Commenting on the company’s earnings, Wedbush analyst Dan Ives said it’s all about profit. Ives concedes uncertainty remains around COVID-19, but says Tesla investors are looking beyond the near term and through to the June quarter. Courtesy of Bloomberg:
“Musk and his red cape did it again. The profitability picture is much stronger than feared. The missing piece in the puzzle was around profitability and around the fundamental profile, given the COVID headwinds. The bulls could take this and run. You could likely see a four digit stock. It’s true. No one knows what the next ten minutes will be let alone the next few months. Tesla investors are looking past the June quarter. That’s how Tesla investors are playing this stock.”

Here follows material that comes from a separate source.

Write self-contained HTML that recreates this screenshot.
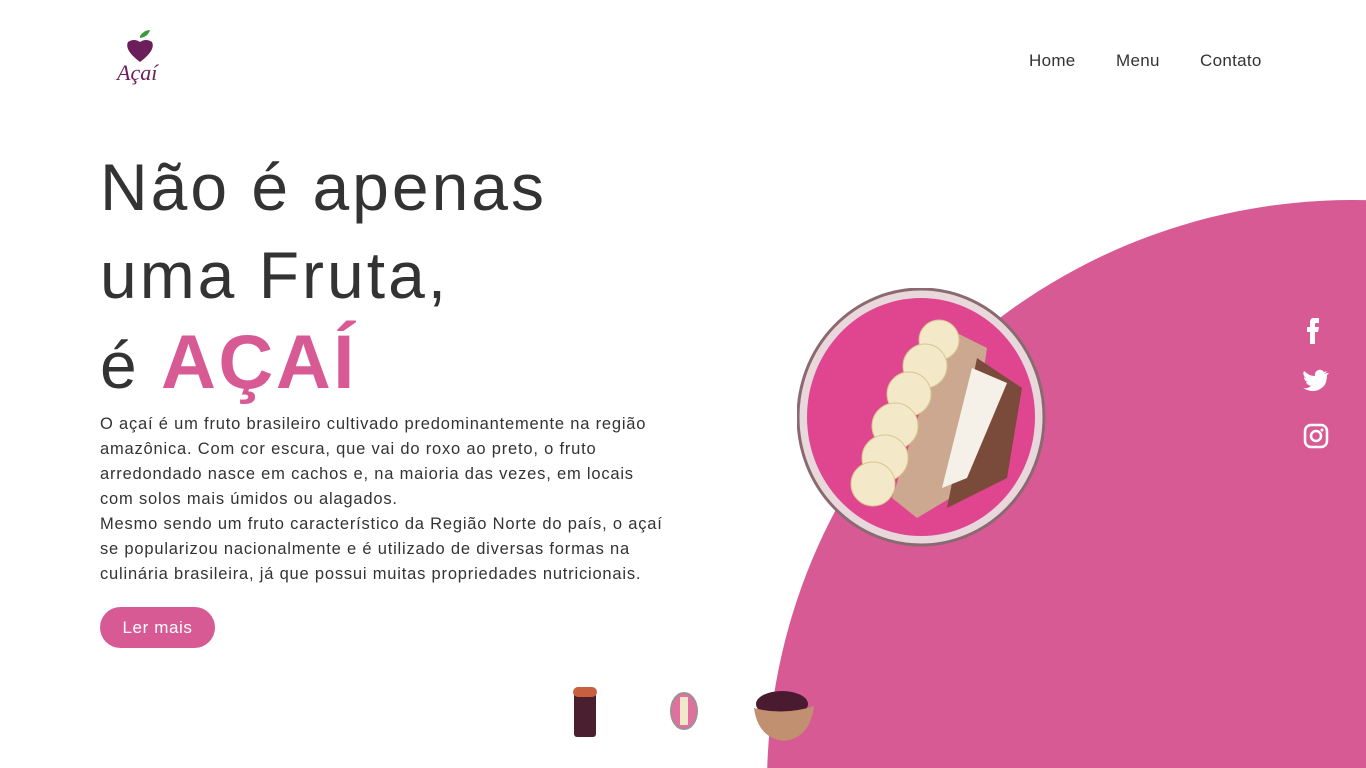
<!DOCTYPE html>
<html><head><meta charset="utf-8"><style>
*{margin:0;padding:0;box-sizing:border-box}
html,body{width:1366px;height:768px;overflow:hidden}
body{background:#fff;font-family:"Liberation Sans",sans-serif;color:#333;position:relative}
.clip{position:absolute;left:0;top:0;width:1366px;height:768px;overflow:hidden}
.circle{position:absolute;left:767px;top:200px;width:1170px;height:1170px;border-radius:50%;background:#d85a94}
nav{position:absolute;top:51px;font-size:17px;color:#333;letter-spacing:0.3px}
h1{position:absolute;left:100px;top:143px;font-size:66px;font-weight:400;line-height:88px;color:#333;letter-spacing:3px;white-space:nowrap}
h1 b{color:#d85a94;font-weight:900;font-size:76px;letter-spacing:2.5px}
p{position:absolute;left:100px;top:412px;font-size:16.5px;line-height:25px;color:#333;white-space:nowrap;letter-spacing:0.8px}
.btn{position:absolute;left:100px;top:607px;width:115px;height:41px;border-radius:21px;background:#d85a94;color:#fff;font-size:17px;text-align:center;line-height:41px;letter-spacing:0.6px}
</style></head><body>
<div class="clip"><div class="circle"></div></div>
<svg style="position:absolute;left:112px;top:28px" width="56" height="62" viewBox="0 0 56 62">
<path d="M28 8 q4-6 10-6 q-2 7-10 8z" fill="#3a9a3a"/>
<path d="M16 14 q6-4 12 0 q6-4 12 0 q4 8-12 20 q-16-12-12-20z" fill="#6b1e5a"/>
<text x="5" y="52" font-family="Liberation Serif,serif" font-style="italic" font-size="22" fill="#6b1e5a">Açaí</text>
</svg>
<nav style="left:1029px">Home</nav>
<nav style="left:1116px">Menu</nav>
<nav style="left:1200px">Contato</nav>
<h1>Não é apenas<br>uma Fruta,<br>é <b>AÇAÍ</b></h1>
<p>O açaí é um fruto brasileiro cultivado predominantemente na região<br>amazônica. Com cor escura, que vai do roxo ao preto, o fruto<br>arredondado nasce em cachos e, na maioria das vezes, em locais<br>com solos mais úmidos ou alagados.<br>Mesmo sendo um fruto característico da Região Norte do país, o açaí<br>se popularizou nacionalmente e é utilizado de diversas formas na<br>culinária brasileira, já que possui muitas propriedades nutricionais.</p>
<div class="btn">Ler mais</div>
<svg style="position:absolute;left:797px;top:288px" width="250" height="260" viewBox="0 0 250 260">
<ellipse cx="124" cy="129" rx="123" ry="128" fill="#e8d8dc" stroke="#8a6a70" stroke-width="3"/>
<ellipse cx="124" cy="129" rx="114" ry="119" fill="#e0468f"/>
<path d="M150 40 L190 60 L170 200 L120 230 L95 210z" fill="#c8c090" opacity=".8"/>
<path d="M180 70 L225 100 L210 190 L150 220z" fill="#7a4a3a"/>
<path d="M175 80 L210 95 L170 190 L145 200z" fill="#f5f0e8"/>
<g fill="#f3e8c8" stroke="#d8c890">
<circle cx="142" cy="52" r="20"/><circle cx="128" cy="78" r="22"/><circle cx="112" cy="106" r="22"/><circle cx="98" cy="138" r="23"/><circle cx="88" cy="170" r="23"/><circle cx="76" cy="196" r="22"/></g>
</svg>
<svg style="position:absolute;left:570px;top:685px" width="30" height="54"><rect x="4" y="8" width="22" height="44" rx="3" fill="#4a2030"/><rect x="3" y="2" width="24" height="10" rx="5" fill="#c86040"/></svg>
<svg style="position:absolute;left:669px;top:691px" width="30" height="40"><ellipse cx="15" cy="20" rx="13" ry="18" fill="#e070a0" stroke="#a09090" stroke-width="2"/><rect x="11" y="6" width="8" height="28" fill="#f0e8c8"/></svg>
<svg style="position:absolute;left:752px;top:688px" width="64" height="56"><ellipse cx="30" cy="16" rx="26" ry="13" fill="#4a1a30"/><path d="M2 20 Q32 28 62 18 Q58 50 32 53 Q6 50 2 20z" fill="#c09070"/></svg>
<svg style="position:absolute;left:1303px;top:314px" width="26" height="136" fill="#fff">
<path d="M10 4 h6 v5 h-3 q-1 0-1 1 v3 h4 l-1 5 h-3 v12 h-5 v-12 h-3 v-5 h3 v-4 q0-5 3-5z"/>
<path d="M24 59 q-2 1-3 1 q2-1 3-3 q-2 1-3 1 a5 5 0 0 0-9 4 q-6 0-11-5 q-2 4 2 7 q-1 0-2-1 q0 4 4 5 q-1 0-2 0 q1 3 5 4 q-4 3-8 2 q12 7 21-2 q3-4 3-11 q1-1 2-2z"/>
<rect x="2" y="111" width="22" height="22" rx="6" fill="none" stroke="#fff" stroke-width="2.5"/><circle cx="13" cy="122" r="5" fill="none" stroke="#fff" stroke-width="2.5"/><circle cx="19" cy="116" r="1.5"/>
</svg>
</body></html>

Gene Munster chimed in too, tweeting that “Tesla surprises on gross margin. GM improvement is a sign that Tesla is building a sustainable business. Auto gm ex credits of 18.6% beat expectations 16.8%. Reason is Shanghai made in China Model 3 improved since Dec-19, and now are “approaching level of US made in Model 3.”
Tesla surprises on gross margin. GM improvement is a sign that Tesla is building a sustainable business. Auto gm ex credits of 18.6% beat expectations 16.8%. Reason is Shanghai made in China Model 3 improved since Dec-19, and now are “approaching level of US made in Model 3.”
— Gene Munster (@munster_gene) April 29, 2020
Following the earnings results, which at least superficially beat all expectations, the stock initially tumbled then surged,c and was up more than $60/share at last check, rising to $862.